- The Washington Times - Tuesday, November 20, 2012

An Iranian national and his Iran-based company were named Tuesday in a federal grand jury indictment in federal court in Washington, D.C., on charges of conspiracy to defraud the U.S., smuggling and the unlawful export of military antennas to Singapore and Hong Kong.

Amin Ravan and his company, IC Market Iran (IMI), are accused of attempting to procure, for shipment to Iran through an Iran-based intermediary, antennas made by a Massachusetts company in violation of the Arms Export Control Act.

According to the indictment, the antennas were cavity-backed antennas suitable for airborne or shipboard direction finding systems or radar warning receiver applications, as well as biconical antennas suitable for airborne and shipboard military environments.

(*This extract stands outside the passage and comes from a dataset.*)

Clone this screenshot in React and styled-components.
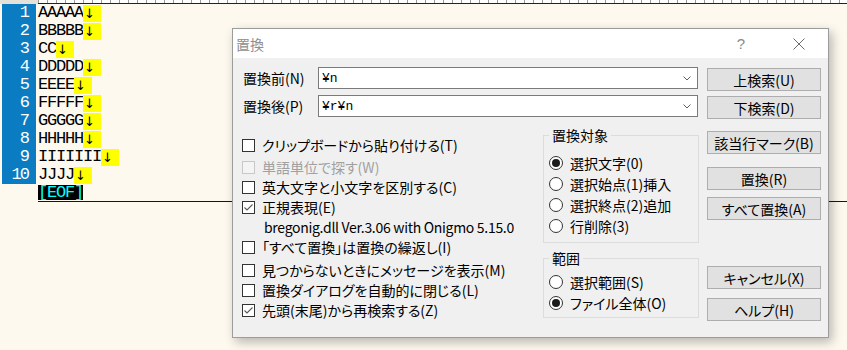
import React from 'react'
import styled, { createGlobalStyle } from 'styled-components'

const GlobalStyle = createGlobalStyle`
  html, body { margin: 0; padding: 0; }
  body { width: 847px; height: 350px; overflow: hidden; background: #fdf9ef; }
`

const Editor = styled.div`
  position: relative;
  width: 847px;
  height: 350px;
  background: #fdf9ef;
  font-family: "Liberation Mono", monospace;
`
const Ruler = styled.div`
  height: 4px;
  display: flex;
`
const RulerCorner = styled.div`
  width: 38px;
  background: #e4e1d8;
`
const RulerScale = styled.div`
  flex: 1;
  background: repeating-linear-gradient(to right, #9a9a9a 0 1px, #fff 1px 9px);
  border-bottom: 1px solid #222;
  box-sizing: border-box;
`
const Lines = styled.div`
  display: flex;
  flex-direction: column;
`
const Line = styled.div`
  display: flex;
  height: 18px;
`
const Gutter = styled.div`
  width: 34px;
  margin-left: 2px;
  margin-right: 2px;
  box-sizing: border-box;
  padding-right: 8px;
  background: ${p => (p.$empty ? 'transparent' : '#0b7cc1')};
  color: #fff;
  text-align: right;
  font-size: 17px;
  line-height: 18px;
  letter-spacing: -2px;
`
const Text = styled.span`
  font-size: 17px;
  letter-spacing: -1.2px;
  line-height: 18px;
  color: #000;
  white-space: pre;
`
const Eol = styled.span`
  width: 18px;
  height: 17px;
  margin-top: 1px;
  background: #ffff00;
  color: #000;
  font-family: "DejaVu Sans", sans-serif;
  font-size: 13px;
  line-height: 17px;
  padding-left: 1px;
  box-sizing: border-box;
`
const EofMark = styled.span`
  background: #000;
  color: #00ffff;
  font-size: 17px;
  letter-spacing: -1.2px;
  line-height: 15px;
  height: 15px;
  margin-top: 1px;
  white-space: pre;
`
const CursorLine = styled.div`
  flex: 1;
  display: flex;
  border-bottom: 1px solid #0000c8;
  height: 17px;
`

const Dialog = styled.div`
  position: absolute;
  left: 232px;
  top: 28px;
  width: 597px;
  height: 310px;
  box-sizing: border-box;
  border: 1px solid #9c9c9c;
  background: #f0f0f0;
  box-shadow: 3px 4px 10px rgba(0, 0, 0, 0.28);
  font-family: "Noto Sans CJK JP", sans-serif;
  font-size: 14px;
  font-feature-settings: "palt";
  color: #000;
  display: flex;
  flex-direction: column;
`
const TitleBar = styled.div`
  height: 29px;
  background: #fff;
  display: flex;
  align-items: center;
  padding-left: 3px;
  color: #8f8f8f;
`
const Title = styled.div`
  flex: 1;
`
const TitleButton = styled.div`
  width: 46px;
  height: 29px;
  display: flex;
  align-items: center;
  justify-content: center;
  margin-right: ${p => p.$mr || 0}px;
  color: #8a8a8a;
  font-family: "Liberation Sans", sans-serif;
  font-size: 15px;
`
const Body = styled.div`
  flex: 1;
  display: flex;
  padding: 9px 7px 0 10px;
`
const Main = styled.div`
  width: 457px;
  display: flex;
  flex-direction: column;
`
const FieldRow = styled.div`
  display: flex;
  align-items: center;
  height: 22px;
  margin-top: ${p => p.$mt || 0}px;
`
const FieldLabel = styled.div`
  width: 75px;
`
const Combo = styled.div`
  width: 380px;
  height: 22px;
  box-sizing: border-box;
  border: 1px solid #7a7a7a;
  background: #fff;
  display: flex;
  align-items: center;
  padding: 0 6px 0 3px;
`
const ComboText = styled.div`
  flex: 1;
  font-family: "Liberation Mono", monospace;
  font-size: 13px;
`
const Lower = styled.div`
  display: flex;
  margin-top: 10px;
`
const Checks = styled.div`
  width: 301px;
  margin-left: -1px;
  padding-top: 8px;
  display: flex;
  flex-direction: column;
`
const CheckRow = styled.div`
  height: 20px;
  display: flex;
  align-items: center;
  gap: 7px;
  margin-top: ${p => p.$mt || 0}px;
  padding-left: ${p => p.$indent || 0}px;
  color: ${p => (p.$disabled ? '#a0a0a0' : '#000')};
  white-space: nowrap;
`
const Note = styled.span`
  letter-spacing: -0.3px;
`
const Box = styled.span`
  width: 13px;
  height: 13px;
  box-sizing: border-box;
  border: 1px solid ${p => (p.$disabled ? '#c8c8c8' : '#333')};
  background: ${p => (p.$disabled ? '#f4f4f4' : '#fff')};
  display: flex;
  align-items: center;
  justify-content: center;
  flex-shrink: 0;
`
const Groups = styled.div`
  width: 156px;
  display: flex;
  flex-direction: column;
`
const Group = styled.fieldset`
  margin: ${p => p.$mt || 0}px 0 0 0;
  padding: ${p => p.$pt}px 4px ${p => p.$pb}px 5px;
  border: 1px solid #dcdcdc;
  min-width: 0;
`
const Legend = styled.legend`
  padding: 0 3px;
  line-height: 16px;
  font-size: 14px;
`
const RadioRow = styled.div`
  height: 21px;
  display: flex;
  align-items: center;
  gap: 7px;
  white-space: nowrap;
`
const Radio = styled.span`
  width: 14px;
  height: 14px;
  box-sizing: border-box;
  border-radius: 50%;
  border: 1px solid #333;
  background: #fff;
  display: flex;
  align-items: center;
  justify-content: center;
  flex-shrink: 0;
  &::after {
    content: '';
    width: 8px;
    height: 8px;
    border-radius: 50%;
    background: #1b1b1b;
    display: ${p => (p.$on ? 'block' : 'none')};
  }
`
const Buttons = styled.div`
  width: 114px;
  margin-left: 7px;
  margin-top: 1px;
  display: flex;
  flex-direction: column;
`
const Button = styled.div`
  height: 23px;
  box-sizing: border-box;
  margin-top: ${p => p.$mt || 0}px;
  border: 1px solid #adadad;
  background: #e1e1e1;
  display: flex;
  align-items: center;
  justify-content: center;
  white-space: nowrap;
`

const Check = () => (
  <svg width="11" height="11" viewBox="0 0 11 11">
    <polyline points="1.5,5.5 4,8 9.5,2.5" fill="none" stroke="#5a5a5a" strokeWidth="1.1" />
  </svg>
)

const Chevron = () => (
  <svg width="8" height="5" viewBox="0 0 8 5">
    <polyline points="0.5,0.5 4,4 7.5,0.5" fill="none" stroke="#606060" strokeWidth="1" />
  </svg>
)

const CloseIcon = () => (
  <svg width="12" height="12" viewBox="0 0 12 12">
    <path d="M0.5 0.5 L11.5 11.5 M11.5 0.5 L0.5 11.5" stroke="#6a6a6a" strokeWidth="1" />
  </svg>
)

const lines = ['AAAAA', 'BBBBB', 'CC', 'DDDDD', 'EEEE', 'FFFFF', 'GGGGG', 'HHHHH', 'IIIIIII', 'JJJJ']

const checks = [
  { text: 'クリップボードから貼り付ける(T)' },
  { text: '単語単位で探す(W)', mt: 2, disabled: true },
  { text: '英大文字と小文字を区別する(C)' },
  { text: '正規表現(E)', checked: true },
  { note: 'bregonig.dll Ver.3.06 with Onigmo 5.15.0' },
  { text: '「すべて置換」は置換の繰返し(I)' },
  { text: '見つからないときにメッセージを表示(M)', mt: 3 },
  { text: '置換ダイアログを自動的に閉じる(L)' },
  { text: '先頭(末尾)から再検索する(Z)', checked: true },
]

const buttons = [
  { label: '上検索(U)', mt: 0 },
  { label: '下検索(D)', mt: 5 },
  { label: '該当行マーク(B)', mt: 12 },
  { label: '置換(R)', mt: 13 },
  { label: 'すべて置換(A)', mt: 7 },
  { label: 'キャンセル(X)', mt: 46 },
  { label: 'ヘルプ(H)', mt: 9 },
]

export default function App() {
  return (
    <>
      <GlobalStyle />
      <Editor>
        <Ruler>
          <RulerCorner />
          <RulerScale />
        </Ruler>
        <Lines>
          {lines.map((t, i) => (
            <Line key={i}>
              <Gutter>{i + 1}</Gutter>
              <Text>{t}</Text>
              <Eol>↓</Eol>
            </Line>
          ))}
          <Line>
            <Gutter $empty />
            <CursorLine>
              <EofMark>[EOF]</EofMark>
            </CursorLine>
          </Line>
        </Lines>

        <Dialog>
          <TitleBar>
            <Title>置換</Title>
            <TitleButton $mr={12}>?</TitleButton>
            <TitleButton $mr={6}><CloseIcon /></TitleButton>
          </TitleBar>
          <Body>
            <Main>
              <FieldRow>
                <FieldLabel>置換前(N)</FieldLabel>
                <Combo><ComboText>¥n</ComboText><Chevron /></Combo>
              </FieldRow>
              <FieldRow $mt={6}>
                <FieldLabel>置換後(P)</FieldLabel>
                <Combo><ComboText>¥r¥n</ComboText><Chevron /></Combo>
              </FieldRow>
              <Lower>
                <Checks>
                  {checks.map((c, i) =>
                    c.note ? (
                      <CheckRow key={i} $indent={22}><Note>{c.note}</Note></CheckRow>
                    ) : (
                      <CheckRow key={i} $mt={c.mt} $disabled={c.disabled}>
                        <Box $disabled={c.disabled}>{c.checked && <Check />}</Box>
                        {c.text}
                      </CheckRow>
                    )
                  )}
                </Checks>
                <Groups>
                  <Group $pt={9} $pb={6}>
                    <Legend>置換対象</Legend>
                    <RadioRow><Radio $on />選択文字(0)</RadioRow>
                    <RadioRow><Radio />選択始点(1)挿入</RadioRow>
                    <RadioRow><Radio />選択終点(2)追加</RadioRow>
                    <RadioRow><Radio />行削除(3)</RadioRow>
                  </Group>
                  <Group $mt={7} $pt={5} $pb={4}>
                    <Legend>範囲</Legend>
                    <RadioRow><Radio />選択範囲(S)</RadioRow>
                    <RadioRow><Radio $on />ファイル全体(O)</RadioRow>
                  </Group>
                </Groups>
              </Lower>
            </Main>
            <Buttons>
              {buttons.map(b => (
                <Button key={b.label} $mt={b.mt}>{b.label}</Button>
              ))}
            </Buttons>
          </Body>
        </Dialog>
      </Editor>
    </>
  )
}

The indictment was announced by U.S. Attorney Ronald C. Machen Jr. in Washington.

According to the indictment, which was returned under seal by a grand jury in Washington on Nov. 16, Mr. Ravan was based in Iran and, at various times, acted as an agent of IMI in Iran and an agent of Corezing International Pte. Ltd., a company based in Singapore that also maintained offices in Hong Kong and China.

Mr. Ravan was arrested on Oct. 10 by authorities in Malaysia in connection with a U.S. provisional arrest warrant.

The U.S. government is seeking to extradite him from Malaysia to stand trial in Washington. If convicted, Mr. Ravan faces up to 35 years in prison.

According to the indictment, after this first attempt was unsuccessful, Mr. Ravan joined with two co-conspirators at Corezing in Singapore so that Corezing would contact the Massachusetts company and obtain the antennas on behalf of Mr. Ravan for shipment to Iran.

When Corezing was unable to purchase the antennas from the Massachusetts firm, the indictment said, Corezing then contacted another person in the U.S. who was able to obtain the items from the Massachusetts firm by altering the frequency range of the antennas to avoid detection by the company’s export compliance officer.

In March 2007, the indictment said, Mr. Ravan and his two co-conspirators at Corezing — Lim Kow Seng and Hia Soo Gan Benson — agreed on a purchase price of $86,750 for 50 cavity-backed antennas from the U.S. and discussed structuring payment from Mr. Ravan to the two men to avoid transactional delays caused by the Iran embargo.

Ultimately, between July and September 2007, it said 50 cavity-backed spiral antennas and five biconical antennas were exported from the United States to Corezing in Singapore and Hong Kong.

Tuesday’s indictment did not say whether the antennas ever made it to Iran, but a previous indictment against Mr. Seng and Mr. Hia claims that they helped transfer other U.S.-made electronic goods that wound up in the hands of Iran-backed Iraqi insurgents.

According to the indictment, no party to these transactions ever applied for or received a license from the State Department’s Directorate of Defense Trade Controls to export any of these antennas.

Mr. Seng and Mr. Hia, both Singapore citizens, have been charged in a separate indictment in Washington. They were arrested in Singapore last year and the U.S. is seeking their extradition.

The prosecution is being handled by Assistant U.S. Attorney Anthony Asuncion of the U.S. attorney’s office for the District of Columbia and Trial Attorney Richard S. Scott of the Counterespionage Section of the Justice Department’s National Security Division.